We read that in earlier times economically successful people raised more children to maturity. This is no longer true. Francis Galton—half-cousin of Charles Darwin and an early researcher into human intellectual achievement—noted in Hereditary Genius that prosperous (and thus smarter) members of nineteenth century English society tended to produce fewer children than the less successful, a trend that continues today throughout the West. Why aren’t smart people raising more children? Those with foresight and the ability to defer gratification often choose to forego large families. But, welfare state clients demonstrably do not. Modern medicine and welfare politics have enabled less-restrained populations to raise large families with impunity—few barriers remain to reproductive profligacy. The welfare state ensures that such offspring reach maturity, repeating the cycle endlessly.

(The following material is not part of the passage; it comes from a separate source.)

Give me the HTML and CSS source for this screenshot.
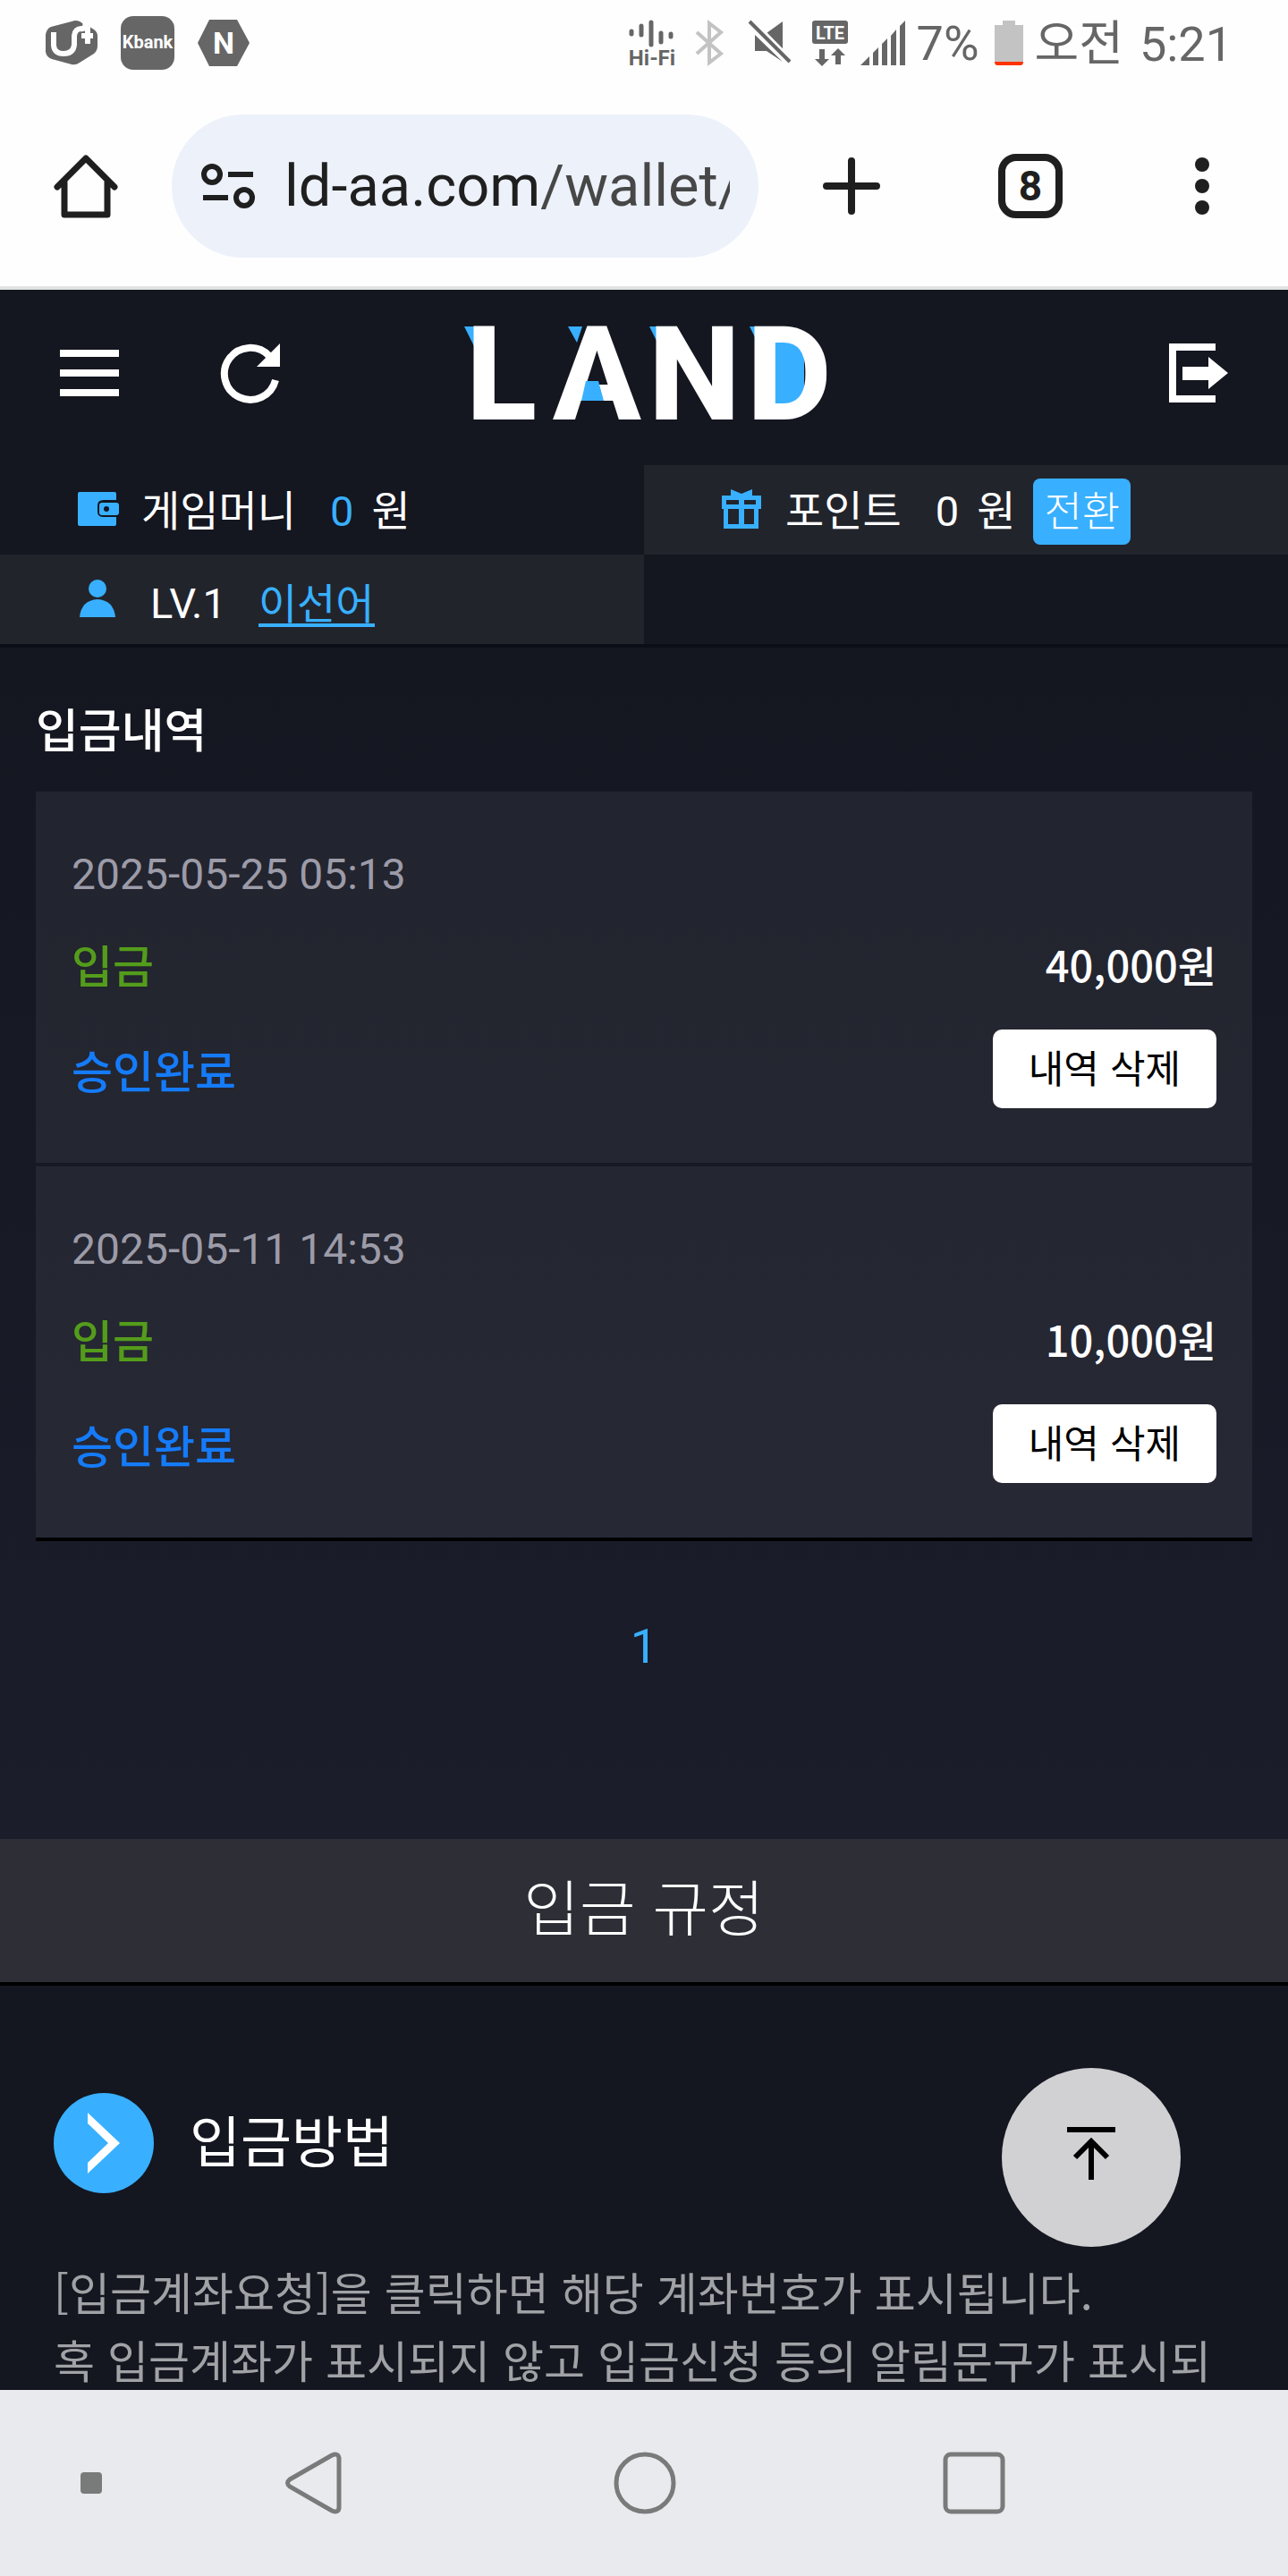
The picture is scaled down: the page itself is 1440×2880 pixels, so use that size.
FILE: index.html
```html
<!DOCTYPE html>
<html lang="ko">
<head>
<meta charset="UTF-8">
<meta name="viewport" content="width=device-width, initial-scale=1">
<title>입금내역</title>
<link rel="stylesheet" href="styles.css">
</head>
<body>

<!-- 상태바 -->
<div class="status-bar">
	<div class="status-apps">
		<svg width="60" height="60" viewBox="0 0 60 60">
			<path d="M7 12Q2 14 1 21V40Q2 46 8 48L30 54Q35 55 39 52L55 42Q59 39 59 33V22Q59 18 55 15L47 10L45 15Q44 8 39 6Q35 4 30 6Z" fill="#666"/>
			<path d="M10 18V33Q11 42 21 42Q32 42 33 32V22Q34 14 41 14Q46 15 45 9M41 22H54M48 11V31" fill="none" stroke="#fff" stroke-width="6"/>
		</svg>
		<svg width="60" height="60" viewBox="0 0 60 60">
			<rect width="60" height="60" rx="14" fill="#666"/>
			<text class="icon-text kbank" x="30" y="36" text-anchor="middle">Kbank</text>
		</svg>
		<svg width="60" height="60" viewBox="0 0 60 60">
			<path d="M14 4H45L59 30L45 56H14L1 30Z" fill="#666"/>
			<text class="icon-text naver" x="30" y="42" text-anchor="middle">N</text>
		</svg>
	</div>
	<div class="status-info">
		<svg width="52" height="52" viewBox="0 0 52 52">
			<path d="M3 13V16M14 7V17M25 3V28M36 15V25M47 16V19" stroke="#666" stroke-width="5" stroke-linecap="round"/>
			<text class="icon-text hifi" x="26" y="51" text-anchor="middle">Hi-Fi</text>
		</svg>
		<svg class="bluetooth" width="32" height="52" viewBox="0 0 32 52">
			<path d="M2 14L29 38L16 48V4L29 14L2 38" fill="none" stroke="#c3c3c3" stroke-width="4"/>
		</svg>
		<svg class="mute" width="48" height="52" viewBox="0 0 48 52">
			<path d="M20 15L38 2V40ZM7 17L38 47L20 35H7Z" fill="#666"/>
			<path d="M1 1L46 47" stroke="#fff" stroke-width="9"/>
			<path d="M1 2L46 47" stroke="#666" stroke-width="4"/>
		</svg>
		<svg class="lte" width="42" height="52" viewBox="0 0 42 52">
			<rect x="1" y="1" width="40" height="26" rx="3" fill="#666"/>
			<text class="icon-text lte-text" x="21" y="22" text-anchor="middle">LTE</text>
			<path d="M9 33H15V44H20L12 52L4 44H9ZM27 50V40H22L30 32L38 40H33V50Z" fill="#666"/>
		</svg>
		<svg class="signal" width="52" height="52" viewBox="0 0 52 52">
			<path d="M1 51L11 41V51ZM15 37L21 31V51H15ZM25 27L31 21V51H25ZM35 18L41 11V51H35ZM45 7L51 1V51H45Z" fill="#666"/>
		</svg>
		<span>7%</span>
		<svg class="battery" width="34" height="52" viewBox="0 0 34 52">
			<path d="M10 1H24V6H33V47H1V6H10Z" fill="#c3c3c3"/>
			<path d="M1 47H33Q33 51 30 51H4Q1 51 1 47Z" fill="#ff3300"/>
		</svg>
		<span class="clock"><span>오전</span> <time>5:21</time></span>
	</div>
</div>

<!-- 브라우저 주소창 -->
<div class="browser-bar">
	<button class="icon-btn home-btn" aria-label="홈">
		<svg width="72" height="72" viewBox="0 0 72 72">
			<path d="M4 37L36 5L68 37M12 31V68H60V31" fill="none" stroke="#1f1f1f" stroke-width="7" stroke-linecap="round" stroke-linejoin="round"/>
		</svg>
	</button>
	<div class="address">
		<svg width="62" height="52" viewBox="0 0 62 52">
			<g fill="none" stroke="#1f1f1f" stroke-width="6">
				<circle cx="13" cy="13" r="9"/>
				<circle cx="49" cy="39" r="9"/>
				<path d="M31 13H59M3 39H31"/>
			</g>
		</svg>
		<input class="url" type="text" aria-label="주소" value="ld-aa.com/wallet/">
	</div>
	<button class="icon-btn" aria-label="새 탭">
		<svg width="64" height="64" viewBox="0 0 64 64">
			<path d="M4 32H60M32 4V60" stroke="#1f1f1f" stroke-width="8" stroke-linecap="round"/>
		</svg>
	</button>
	<button class="icon-btn tabs-btn" aria-label="탭 목록">8</button>
	<button class="icon-btn more-btn" aria-label="더보기">
		<svg width="16" height="64" viewBox="0 0 16 64">
			<g fill="#1f1f1f"><circle cx="8" cy="8" r="8"/><circle cx="8" cy="32" r="8"/><circle cx="8" cy="56" r="8"/></g>
		</svg>
	</button>
</div>

<!-- 사이트 -->
<div class="site">
	<header class="header">
		<div class="header-left">
			<button class="icon-btn" aria-label="메뉴">
				<svg width="66" height="66" viewBox="0 0 66 66">
					<path d="M0 11H66M0 33H66M0 55H66" stroke="#fff" stroke-width="8"/>
				</svg>
			</button>
			<button class="icon-btn" aria-label="새로고침">
				<svg width="66" height="66" viewBox="0 0 66 66">
					<path d="M61 41A29 29 0 1 1 54 14" fill="none" stroke="#fff" stroke-width="8"/>
					<path d="M66 0V26H40Z" fill="#fff"/>
				</svg>
			</button>
		</div>
		<a class="logo" href="#" aria-label="LAND">
			<svg width="402" height="104" viewBox="0 0 402 104">
				<g fill="#38b0ff">
					<path d="M0 0H12V24ZM116 0H132L126 18ZM207 0H219V24ZM319 0H331V24Z"/>
					<rect x="346" y="16" width="34" height="72"/>
				</g>
				<g class="logo-text">
					<text y="104"><tspan x="2">L</tspan><tspan x="99">A</tspan><tspan x="206">N</tspan><tspan x="316">D</tspan></text>
				</g>
				<path d="M136 61H150L156 83H131Z" fill="#38b0ff"/>
			</svg>
		</a>
		<button class="icon-btn logout-btn" aria-label="로그아웃">
			<svg width="66" height="66" viewBox="0 0 66 66">
				<path d="M52 4H4V62H52" fill="none" stroke="#fff" stroke-width="8"/>
				<path d="M15 26H44V15L66 33L44 51V41H15Z" fill="#fff"/>
			</svg>
		</button>
	</header>

	<div class="member-info">
		<div class="info-cell">
			<svg width="48" height="46" viewBox="0 0 48 46">
				<path d="M3 3H42Q44 3 44 5V12H30Q23 12 23 18V25Q23 31 30 31H44V39Q44 41 42 41H3Q1 41 1 39V5Q1 3 3 3Z" fill="#38b0ff"/>
				<rect x="25" y="15" width="22" height="14" rx="3" fill="#38b0ff"/>
				<circle cx="33" cy="22" r="3" fill="#141620"/>
			</svg>
			<span class="info-name">게임머니</span>
			<span class="info-value blue">0</span>
			<span>원</span>
		</div>
		<div class="info-cell light">
			<svg width="48" height="46" viewBox="0 0 48 46">
				<path d="M11 0L23 5L35 0V7H45V22H42V44H3V22H1V7H11ZM6 12V17H20V12ZM26 12V17H39V12ZM8 22V39H20V22ZM26 22V39H37V22Z" fill="#38b0ff" fill-rule="evenodd"/>
			</svg>
			<span class="info-name">포인트</span>
			<span class="info-value">0</span>
			<span>원</span>
			<button class="change-btn">전환</button>
		</div>
		<div class="info-cell light">
			<svg width="48" height="46" viewBox="0 0 48 46">
				<circle cx="23" cy="11" r="10" fill="#38b0ff"/>
				<path d="M3 43Q5 24 23 23Q41 24 43 43Z" fill="#38b0ff"/>
			</svg>
			<span class="level">LV.1</span>
			<a class="user-name" href="#">이선어</a>
		</div>
	</div>

	<main>
		<section class="history">
			<h1>입금내역</h1>
			<ul class="history-list">
				<li class="history-item">
					<time class="date">2025-05-25 05:13</time>
					<div class="row">
						<span class="type">입금</span>
						<span class="amount">40,000원</span>
					</div>
					<div class="row">
						<span class="state">승인완료</span>
						<button class="delete-btn">내역 삭제</button>
					</div>
				</li>
				<li class="history-item">
					<time class="date">2025-05-11 14:53</time>
					<div class="row">
						<span class="type">입금</span>
						<span class="amount">10,000원</span>
					</div>
					<div class="row">
						<span class="state">승인완료</span>
						<button class="delete-btn">내역 삭제</button>
					</div>
				</li>
			</ul>
			<nav class="pagination"><a href="#">1</a></nav>
		</section>

		<h2 class="rule-title">입금 규정</h2>
		<section class="rule">
			<h3>
				<svg width="112" height="112" viewBox="0 0 112 112">
					<circle cx="56" cy="56" r="56" fill="#38b0ff"/>
					<path d="M38 22L74 56L38 90V78L61 56L38 34Z" fill="#fff"/>
				</svg>
				<span>입금방법</span>
			</h3>
			<p>[입금계좌요청]을 클릭하면 해당 계좌번호가 표시됩니다.<br>혹 입금계좌가 표시되지 않고 입금신청 등의 알림문구가 표시되</p>
		</section>
	</main>

	<button class="top-btn" aria-label="맨 위로">
		<svg width="54" height="60" viewBox="0 0 54 60">
			<path d="M0 3H54" stroke="#000" stroke-width="6"/>
			<path d="M27 59V17M9 34L27 16L45 34" fill="none" stroke="#000" stroke-width="6"/>
		</svg>
	</button>
</div>

<!-- 하단 내비게이션 -->
<div class="nav-bar">
	<span class="nav-dot"></span>
	<button class="icon-btn" aria-label="뒤로">
		<svg width="68" height="68" viewBox="0 0 68 68">
			<path d="M6 30L53 3Q60 0 61 6V62Q60 68 53 65L6 38Q1 34 6 30Z" fill="none" stroke="#797b7a" stroke-width="5"/>
		</svg>
	</button>
	<button class="icon-btn" aria-label="홈 화면">
		<svg width="68" height="68" viewBox="0 0 68 68">
			<circle cx="34" cy="34" r="32" fill="none" stroke="#797b7a" stroke-width="5"/>
		</svg>
	</button>
	<button class="icon-btn" aria-label="최근 앱">
		<svg width="68" height="68" viewBox="0 0 68 68">
			<rect x="2" y="2" width="64" height="64" rx="6" fill="none" stroke="#797b7a" stroke-width="5"/>
		</svg>
	</button>
</div>

</body>
</html>
```

FILE: styles.css
```css
* {
  padding: 0;
  margin: 0;
  box-sizing: border-box;
}

body {
  height: 100vh;
  display: flex;
  flex-direction: column;
  background: #141620;
  color: #fff;
  font-family: "Noto Sans CJK KR", sans-serif;
  font-size: 47px;
  overflow: hidden;
}

svg {
  display: block;
  flex: none;
  overflow: visible;
}

button {
  border: 0;
  background: none;
  color: inherit;
  font-family: inherit;
}

a {
  color: inherit;
  text-decoration: none;
}

.icon-btn {
  display: flex;
  align-items: center;
  justify-content: center;
}

/* 상태바 */
.status-bar {
  flex: none;
  height: 96px;
  padding: 0 62px 0 50px;
  display: flex;
  align-items: center;
  justify-content: space-between;
  background: #fefefe;
  color: #666;
  font-family: Roboto, "Noto Sans CJK KR", sans-serif;
  font-size: 54px;
}

.status-apps {
  display: flex;
  gap: 25px;
}

.status-info {
  display: flex;
  align-items: center;
}

.clock {
  display: flex;
  align-items: center;
  gap: 18px;
  padding-top: 4px;
  line-height: 64px;
}

.icon-text {
  font-family: Roboto, sans-serif;
  font-weight: 700;
  fill: #fff;
}

.kbank {
  font-size: 20px;
}

.naver {
  font-size: 34px;
}

.hifi {
  font-size: 24px;
  fill: #666;
}

.lte-text {
  font-size: 20px;
}

.bluetooth {
  margin-left: 22px;
}

.mute {
  margin-left: 28px;
}

.lte {
  margin-left: 22px;
}

.signal {
  margin: 0 12px;
}

.battery {
  margin: 0 12px 0 16px;
}

/* 주소창 */
.browser-bar {
  flex: none;
  height: 228px;
  padding: 0 88px 0 60px;
  display: flex;
  align-items: center;
  justify-content: space-between;
  background: #fefefe;
  border-bottom: 4px solid #e1e3e1;
}

.address {
  width: 656px;
  height: 160px;
  margin: 0 12px 0 0;
  padding: 0 32px;
  display: flex;
  align-items: center;
  gap: 32px;
  border-radius: 80px;
  background: #ecf1fa;
}

.url {
  flex: 1;
  min-width: 0;
  border: 0;
  font-family: Roboto, sans-serif;
  font-size: 65px;
  line-height: 80px;
  color: transparent;
  background: linear-gradient(90deg, #1f1f1f 285px, #474747 285px);
  -webkit-background-clip: text;
  background-clip: text;
}

.tabs-btn {
  width: 72px;
  height: 72px;
  margin-left: 72px;
  margin-right: 88px;
  border: 8px solid #1f1f1f;
  border-radius: 20px;
  color: #1f1f1f;
  font-family: Roboto, sans-serif;
  font-size: 46px;
  font-weight: 700;
}

.more-btn {
  width: 16px;
}

/* 사이트 */
.site {
  flex: 1;
  min-height: 0;
  position: relative;
  overflow: hidden;
}

.header {
  height: 196px;
  padding: 0 67px 10px;
  display: grid;
  grid-template-columns: 1fr auto 1fr;
  align-items: center;
}

.header-left {
  display: flex;
  gap: 114px;
}

.logout-btn {
  justify-self: end;
}

.logo-text {
  font-family: Roboto, sans-serif;
  font-size: 146px;
  font-weight: 800;
  fill: #fff;
}

.member-info {
  display: grid;
  grid-template-columns: 1fr 1fr;
  border-bottom: 4px solid #0b0d17;
  font-family: Roboto, "Noto Sans CJK KR", sans-serif;
}

.info-cell {
  height: 100px;
  padding: 0 86px;
  display: flex;
  align-items: center;
  line-height: 62px;
}

.info-cell span {
  padding-top: 4px;
}

.light {
  background: #22242c;
}

.info-name {
  margin-left: 24px;
}

.info-value {
  margin: 0 20px 0 38px;
}

.blue {
  color: #38b0ff;
}

.change-btn {
  height: 74px;
  margin-top: 4px;
  margin-left: 20px;
  padding: 0 12px;
  border-radius: 8px;
  background: #38b0ff;
  font-size: 46px;
  font-weight: 300;
  line-height: 74px;
}

.info-cell .level {
  margin-left: 34px;
  padding-top: 10px;
}

.user-name {
  margin-left: 36px;
  padding-top: 16px;
  color: #38b0ff;
  line-height: 42px;
  border-bottom: 4px solid #38b0ff;
}

/* 입금내역 */
.history {
  height: 1332px;
  padding: 50px 40px 0;
  background: linear-gradient(#141620, #1b1d2b);
}

h1 {
  margin-bottom: 31px;
  font-size: 52px;
  font-weight: 500;
  line-height: 80px;
}

.history-list {
  list-style: none;
  border-bottom: 4px solid #000;
}

.history-item {
  height: 415px;
  padding: 54px 40px 0;
  background: rgba(255, 255, 255, .06);
}

.history-item + .history-item {
  margin-top: 4px;
}

.date {
  display: block;
  color: #9c9ba8;
  font-family: Roboto, sans-serif;
  font-size: 48px;
  line-height: 78px;
}

.row {
  height: 88px;
  margin-top: 16px;
  display: flex;
  align-items: center;
  justify-content: space-between;
  font-size: 50px;
  font-weight: 500;
}

.row + .row {
  margin-top: 30px;
}

.type {
  color: #549c1b;
}

.amount {
  font-size: 47px;
}

.state {
  color: #157bf8;
}

.delete-btn {
  height: 88px;
  padding: 0 40px 6px;
  border-radius: 10px;
  background: #fff;
  color: #000;
  font-size: 43px;
}

.pagination {
  padding-top: 78px;
  text-align: center;
  color: #38b0ff;
  font-family: Roboto, sans-serif;
  font-size: 54px;
  line-height: 80px;
}

/* 입금 규정 */
.rule-title {
  height: 164px;
  border-bottom: 4px solid #000;
  background: #2e2e36;
  font-size: 68px;
  font-weight: 300;
  line-height: 148px;
  text-align: center;
}

.rule {
  padding: 120px 60px 0;
}

.rule h3 {
  display: flex;
  align-items: center;
  gap: 40px;
  font-size: 62px;
  font-weight: 400;
  line-height: 102px;
}

.rule h3 span {
  padding-bottom: 10px;
}

.rule p {
  margin-top: 71px;
  color: #a1a2a6;
  font-size: 50px;
  line-height: 76px;
  white-space: nowrap;
}

.top-btn {
  position: absolute;
  right: 120px;
  bottom: 160px;
  width: 200px;
  height: 200px;
  display: flex;
  align-items: center;
  justify-content: center;
  padding-bottom: 8px;
  border-radius: 50%;
  background: #d1d1d3;
}

/* 하단바 */
.nav-bar {
  flex: none;
  height: 208px;
  padding: 0 317px 0 90px;
  display: flex;
  align-items: center;
  justify-content: space-between;
  background: #e9eaee;
}

.nav-dot {
  width: 24px;
  height: 24px;
  margin-right: -96px;
  border-radius: 4px;
  background: #797b7a;
}
```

Pre-modern humans may have contributed to the human genome, but Neanderthals became extinct because their fitness (in a Darwinian sense) was less than that of the modern humans who replaced them. Many immigrants, past and present, are from areas where the “creative explosion” never happened but birth rates remain high. Those population segments will grow if altruistic welfare policies continue, resulting in strains on virtually every institution: government, law, finance, economics, commerce, education, health care, culture, and more. In the face of inevitable conflicts, centuries-old Western liberties will disappear. Social discord and rising levels of alienation will induce elites to “cull” those who resist their own dispossession. This is already under way via hate crime and hate speech laws, the latter of which criminalize those who speak in defense of their native culture and the land of their inheritance.Cochran and Harpending do not deal with these issues, but like a child’s connect-the-dots puzzle the implications arrange themselves in a pattern profoundly at variance with the universalistic tenets of Western societies. The details may vary, but the conclusions are based on sound science—liberals can hiss and shriek all they want, but they cannot refute the underlying genetic basis of human differences. They can only suppress. To possessors of the 7R allele of the DRD4 gene, repression is a red flag that must evoke a response. The polarization emerging in American social and political debate may be the embryonic stirrings of that response.